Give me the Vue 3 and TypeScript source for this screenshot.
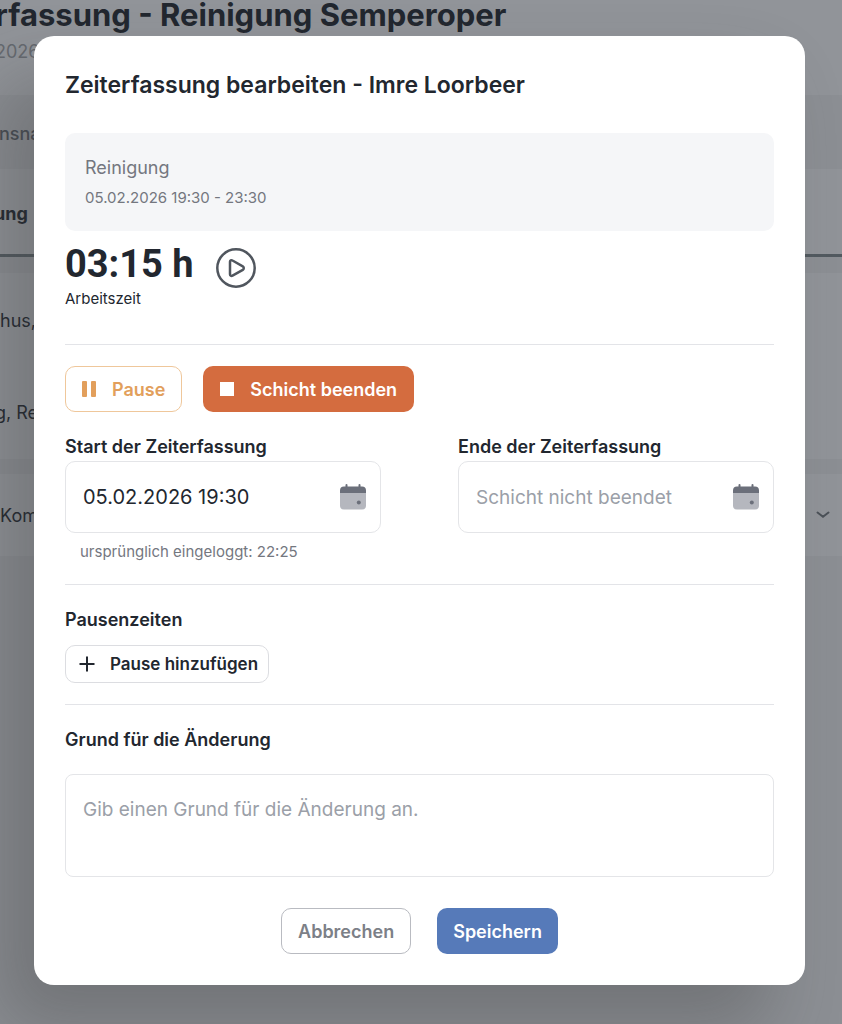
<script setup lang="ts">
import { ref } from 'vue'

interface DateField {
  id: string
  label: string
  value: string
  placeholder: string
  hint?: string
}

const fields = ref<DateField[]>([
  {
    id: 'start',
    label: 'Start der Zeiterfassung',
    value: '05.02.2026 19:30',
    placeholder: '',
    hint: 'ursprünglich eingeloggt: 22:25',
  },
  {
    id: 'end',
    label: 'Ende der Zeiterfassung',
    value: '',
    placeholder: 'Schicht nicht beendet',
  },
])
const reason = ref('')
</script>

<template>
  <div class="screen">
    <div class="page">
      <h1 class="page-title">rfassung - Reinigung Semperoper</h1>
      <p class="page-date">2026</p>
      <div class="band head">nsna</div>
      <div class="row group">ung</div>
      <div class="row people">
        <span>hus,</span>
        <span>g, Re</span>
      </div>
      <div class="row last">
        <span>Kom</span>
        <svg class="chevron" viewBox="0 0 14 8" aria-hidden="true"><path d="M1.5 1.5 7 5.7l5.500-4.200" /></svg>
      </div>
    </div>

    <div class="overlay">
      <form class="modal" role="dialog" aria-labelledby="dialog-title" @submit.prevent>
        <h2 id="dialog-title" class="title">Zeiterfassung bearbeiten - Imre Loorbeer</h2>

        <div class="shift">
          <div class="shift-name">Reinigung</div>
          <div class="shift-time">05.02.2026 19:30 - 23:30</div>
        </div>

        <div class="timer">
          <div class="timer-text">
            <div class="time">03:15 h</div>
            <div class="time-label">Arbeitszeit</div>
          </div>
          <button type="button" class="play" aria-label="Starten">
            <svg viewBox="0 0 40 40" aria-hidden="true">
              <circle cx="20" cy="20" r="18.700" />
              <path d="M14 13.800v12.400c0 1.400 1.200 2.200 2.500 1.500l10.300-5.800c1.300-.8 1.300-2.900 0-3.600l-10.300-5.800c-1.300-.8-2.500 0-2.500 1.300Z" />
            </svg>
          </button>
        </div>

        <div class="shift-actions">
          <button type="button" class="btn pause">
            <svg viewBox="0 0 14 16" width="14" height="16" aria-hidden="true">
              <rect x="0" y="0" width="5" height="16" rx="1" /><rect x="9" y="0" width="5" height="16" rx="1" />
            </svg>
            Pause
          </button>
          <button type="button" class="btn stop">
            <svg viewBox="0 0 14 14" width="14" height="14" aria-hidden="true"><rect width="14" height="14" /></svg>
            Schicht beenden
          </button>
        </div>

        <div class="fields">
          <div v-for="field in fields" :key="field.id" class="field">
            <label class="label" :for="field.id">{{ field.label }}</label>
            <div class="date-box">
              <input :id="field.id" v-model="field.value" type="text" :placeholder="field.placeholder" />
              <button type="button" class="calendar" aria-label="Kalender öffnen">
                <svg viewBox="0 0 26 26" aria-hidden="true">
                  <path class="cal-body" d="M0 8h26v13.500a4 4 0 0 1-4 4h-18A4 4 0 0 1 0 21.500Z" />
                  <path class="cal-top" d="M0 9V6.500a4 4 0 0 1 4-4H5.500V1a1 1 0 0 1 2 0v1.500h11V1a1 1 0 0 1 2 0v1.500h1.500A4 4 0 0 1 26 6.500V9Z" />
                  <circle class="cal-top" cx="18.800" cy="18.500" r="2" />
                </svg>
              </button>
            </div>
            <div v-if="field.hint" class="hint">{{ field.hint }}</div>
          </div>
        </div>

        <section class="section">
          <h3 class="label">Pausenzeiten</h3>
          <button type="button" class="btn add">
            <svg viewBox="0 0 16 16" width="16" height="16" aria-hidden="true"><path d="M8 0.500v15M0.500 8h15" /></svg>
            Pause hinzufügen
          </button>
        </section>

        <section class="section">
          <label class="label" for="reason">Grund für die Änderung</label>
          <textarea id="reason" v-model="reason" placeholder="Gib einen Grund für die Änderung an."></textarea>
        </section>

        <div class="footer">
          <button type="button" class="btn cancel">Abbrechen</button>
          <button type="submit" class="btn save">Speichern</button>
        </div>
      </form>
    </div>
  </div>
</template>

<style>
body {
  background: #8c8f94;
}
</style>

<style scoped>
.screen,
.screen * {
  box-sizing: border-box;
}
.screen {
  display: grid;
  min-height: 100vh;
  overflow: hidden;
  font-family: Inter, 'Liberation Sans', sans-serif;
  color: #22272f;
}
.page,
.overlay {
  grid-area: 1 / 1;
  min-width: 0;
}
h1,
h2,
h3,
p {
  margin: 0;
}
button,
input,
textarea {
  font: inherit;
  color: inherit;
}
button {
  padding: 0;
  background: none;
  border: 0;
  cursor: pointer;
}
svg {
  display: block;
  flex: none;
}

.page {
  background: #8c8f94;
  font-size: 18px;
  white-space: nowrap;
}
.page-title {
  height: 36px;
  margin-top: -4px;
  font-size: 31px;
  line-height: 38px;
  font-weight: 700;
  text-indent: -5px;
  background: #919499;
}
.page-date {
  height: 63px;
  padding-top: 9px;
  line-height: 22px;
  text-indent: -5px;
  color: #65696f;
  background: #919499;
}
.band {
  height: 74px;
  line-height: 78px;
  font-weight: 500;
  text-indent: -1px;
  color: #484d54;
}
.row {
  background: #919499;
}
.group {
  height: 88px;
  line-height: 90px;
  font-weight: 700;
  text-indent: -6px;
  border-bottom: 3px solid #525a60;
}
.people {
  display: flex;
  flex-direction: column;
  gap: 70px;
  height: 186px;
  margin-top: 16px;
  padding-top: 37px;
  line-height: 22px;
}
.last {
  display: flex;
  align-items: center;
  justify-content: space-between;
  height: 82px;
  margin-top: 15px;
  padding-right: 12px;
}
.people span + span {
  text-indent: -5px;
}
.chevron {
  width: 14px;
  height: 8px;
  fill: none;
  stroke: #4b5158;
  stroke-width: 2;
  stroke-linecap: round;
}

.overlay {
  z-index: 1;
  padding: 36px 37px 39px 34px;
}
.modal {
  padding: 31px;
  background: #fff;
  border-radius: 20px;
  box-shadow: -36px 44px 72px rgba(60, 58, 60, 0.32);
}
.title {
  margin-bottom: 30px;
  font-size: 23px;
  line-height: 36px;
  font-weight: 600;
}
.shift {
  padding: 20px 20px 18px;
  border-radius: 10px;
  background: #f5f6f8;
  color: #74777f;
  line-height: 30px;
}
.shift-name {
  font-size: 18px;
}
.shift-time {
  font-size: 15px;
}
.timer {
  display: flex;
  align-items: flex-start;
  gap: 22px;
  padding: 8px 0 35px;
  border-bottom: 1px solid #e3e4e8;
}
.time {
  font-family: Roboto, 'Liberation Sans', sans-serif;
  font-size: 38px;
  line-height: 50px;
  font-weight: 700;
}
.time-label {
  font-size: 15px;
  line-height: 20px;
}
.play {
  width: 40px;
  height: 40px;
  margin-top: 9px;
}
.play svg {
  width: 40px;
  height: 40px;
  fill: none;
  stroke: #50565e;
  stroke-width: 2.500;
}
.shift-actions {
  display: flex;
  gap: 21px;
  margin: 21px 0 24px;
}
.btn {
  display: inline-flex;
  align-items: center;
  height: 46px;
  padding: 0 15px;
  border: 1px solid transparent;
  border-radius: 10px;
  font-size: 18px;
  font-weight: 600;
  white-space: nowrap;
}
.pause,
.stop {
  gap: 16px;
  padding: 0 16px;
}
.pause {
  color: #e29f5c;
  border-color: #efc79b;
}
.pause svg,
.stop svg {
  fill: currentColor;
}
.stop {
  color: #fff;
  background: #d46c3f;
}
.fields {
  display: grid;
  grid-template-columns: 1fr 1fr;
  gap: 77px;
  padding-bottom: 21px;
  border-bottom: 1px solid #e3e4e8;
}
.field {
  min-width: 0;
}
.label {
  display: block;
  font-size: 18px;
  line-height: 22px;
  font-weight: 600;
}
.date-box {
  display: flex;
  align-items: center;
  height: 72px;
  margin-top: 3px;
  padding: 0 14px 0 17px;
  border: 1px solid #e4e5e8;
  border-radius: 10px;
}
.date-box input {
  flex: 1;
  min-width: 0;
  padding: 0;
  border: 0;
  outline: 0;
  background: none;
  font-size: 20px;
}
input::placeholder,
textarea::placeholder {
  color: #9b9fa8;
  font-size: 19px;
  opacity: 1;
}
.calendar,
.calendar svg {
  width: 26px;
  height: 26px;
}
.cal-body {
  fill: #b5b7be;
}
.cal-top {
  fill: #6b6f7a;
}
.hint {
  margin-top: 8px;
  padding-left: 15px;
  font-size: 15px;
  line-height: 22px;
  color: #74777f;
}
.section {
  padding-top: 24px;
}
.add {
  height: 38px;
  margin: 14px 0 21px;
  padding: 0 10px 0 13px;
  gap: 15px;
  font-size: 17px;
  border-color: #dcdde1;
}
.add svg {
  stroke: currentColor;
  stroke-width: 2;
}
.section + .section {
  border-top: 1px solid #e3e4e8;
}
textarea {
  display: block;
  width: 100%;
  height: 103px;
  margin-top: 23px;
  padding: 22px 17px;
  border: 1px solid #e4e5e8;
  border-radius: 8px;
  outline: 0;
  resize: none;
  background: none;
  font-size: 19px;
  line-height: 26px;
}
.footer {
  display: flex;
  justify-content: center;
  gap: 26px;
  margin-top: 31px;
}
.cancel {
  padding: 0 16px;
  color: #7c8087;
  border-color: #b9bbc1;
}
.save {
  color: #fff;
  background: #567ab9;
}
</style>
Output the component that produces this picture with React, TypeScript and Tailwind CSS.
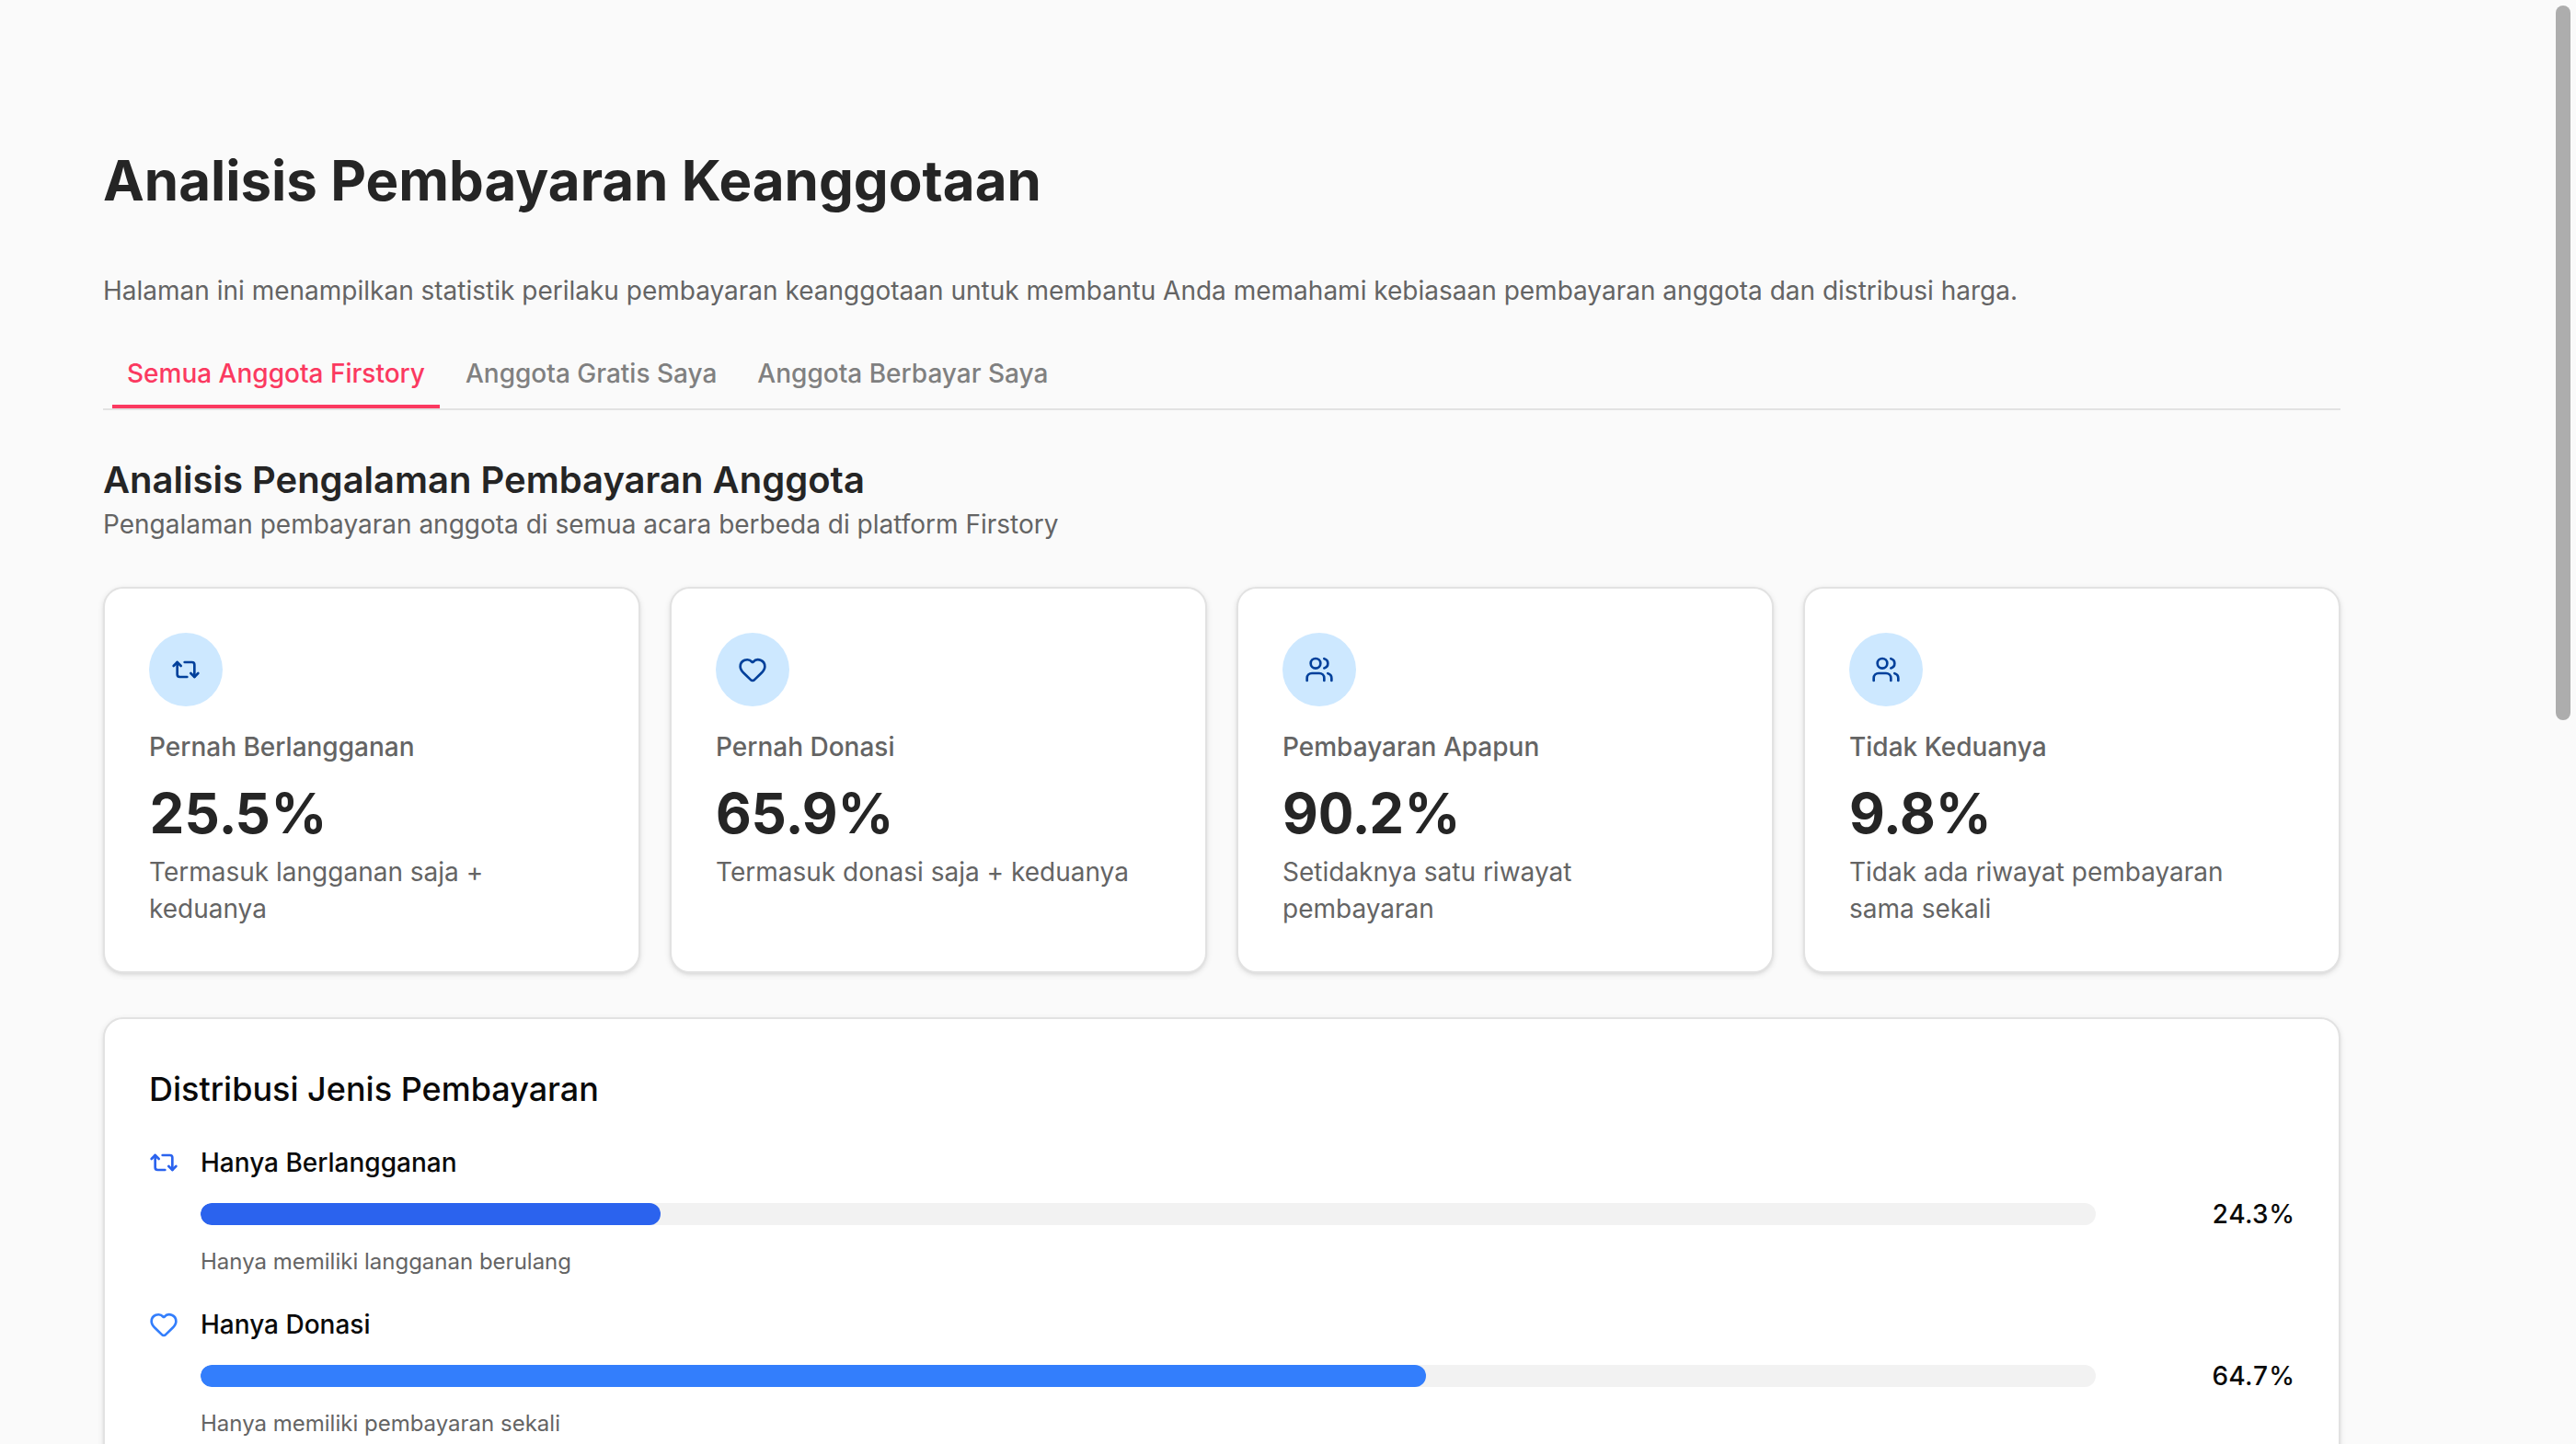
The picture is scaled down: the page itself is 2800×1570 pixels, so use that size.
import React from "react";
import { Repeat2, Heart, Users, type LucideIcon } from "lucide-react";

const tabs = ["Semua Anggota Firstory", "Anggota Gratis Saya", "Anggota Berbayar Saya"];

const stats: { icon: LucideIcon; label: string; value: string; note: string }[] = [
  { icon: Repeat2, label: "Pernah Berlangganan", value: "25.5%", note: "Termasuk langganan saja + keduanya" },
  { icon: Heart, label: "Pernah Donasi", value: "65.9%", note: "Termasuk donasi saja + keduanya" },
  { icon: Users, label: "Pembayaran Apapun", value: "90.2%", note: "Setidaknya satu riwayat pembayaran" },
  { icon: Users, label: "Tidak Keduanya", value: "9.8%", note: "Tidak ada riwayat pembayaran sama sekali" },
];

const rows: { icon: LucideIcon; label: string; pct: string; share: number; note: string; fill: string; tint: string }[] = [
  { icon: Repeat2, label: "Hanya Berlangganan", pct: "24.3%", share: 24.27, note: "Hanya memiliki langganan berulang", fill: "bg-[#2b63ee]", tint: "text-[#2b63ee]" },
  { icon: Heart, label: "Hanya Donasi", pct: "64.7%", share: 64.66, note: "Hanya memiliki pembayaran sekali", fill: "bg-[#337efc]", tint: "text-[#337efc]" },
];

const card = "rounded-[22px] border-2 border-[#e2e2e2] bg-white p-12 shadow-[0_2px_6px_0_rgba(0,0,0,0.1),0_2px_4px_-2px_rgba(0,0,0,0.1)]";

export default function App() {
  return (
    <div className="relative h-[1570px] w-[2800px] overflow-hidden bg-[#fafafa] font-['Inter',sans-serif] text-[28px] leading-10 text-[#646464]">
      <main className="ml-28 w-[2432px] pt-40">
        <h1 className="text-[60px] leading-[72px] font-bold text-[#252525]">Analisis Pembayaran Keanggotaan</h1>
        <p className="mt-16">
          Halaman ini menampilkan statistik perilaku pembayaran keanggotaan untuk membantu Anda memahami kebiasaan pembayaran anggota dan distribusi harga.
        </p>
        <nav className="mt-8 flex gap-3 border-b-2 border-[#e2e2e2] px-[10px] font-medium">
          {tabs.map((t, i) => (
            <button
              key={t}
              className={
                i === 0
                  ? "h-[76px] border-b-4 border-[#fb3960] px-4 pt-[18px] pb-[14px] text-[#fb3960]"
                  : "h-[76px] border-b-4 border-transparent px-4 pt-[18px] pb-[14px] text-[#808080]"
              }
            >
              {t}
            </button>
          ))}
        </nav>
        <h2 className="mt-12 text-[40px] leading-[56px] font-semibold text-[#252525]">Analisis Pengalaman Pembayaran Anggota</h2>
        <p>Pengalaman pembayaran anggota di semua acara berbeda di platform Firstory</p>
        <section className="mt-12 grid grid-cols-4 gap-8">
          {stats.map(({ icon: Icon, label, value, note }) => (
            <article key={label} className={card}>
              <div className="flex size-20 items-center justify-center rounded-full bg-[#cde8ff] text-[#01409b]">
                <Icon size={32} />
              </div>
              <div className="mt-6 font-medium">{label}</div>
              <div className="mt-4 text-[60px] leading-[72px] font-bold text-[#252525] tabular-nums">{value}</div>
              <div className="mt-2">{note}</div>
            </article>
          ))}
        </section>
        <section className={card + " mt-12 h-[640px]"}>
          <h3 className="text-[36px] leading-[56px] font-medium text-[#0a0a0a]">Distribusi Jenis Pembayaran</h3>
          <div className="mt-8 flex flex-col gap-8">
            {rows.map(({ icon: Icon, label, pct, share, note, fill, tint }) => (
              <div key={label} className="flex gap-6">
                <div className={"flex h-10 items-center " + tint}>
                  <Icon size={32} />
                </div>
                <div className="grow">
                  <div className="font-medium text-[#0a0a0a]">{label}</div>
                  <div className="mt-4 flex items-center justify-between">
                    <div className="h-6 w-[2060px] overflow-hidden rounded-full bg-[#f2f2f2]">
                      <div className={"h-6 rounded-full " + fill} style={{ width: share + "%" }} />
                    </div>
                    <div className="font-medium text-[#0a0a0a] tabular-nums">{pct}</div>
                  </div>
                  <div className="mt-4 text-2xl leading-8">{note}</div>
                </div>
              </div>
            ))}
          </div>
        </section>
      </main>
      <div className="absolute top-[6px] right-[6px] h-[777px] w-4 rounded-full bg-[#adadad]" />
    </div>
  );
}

########

Count every line in the listing above that holds "picture", then report only the count.

2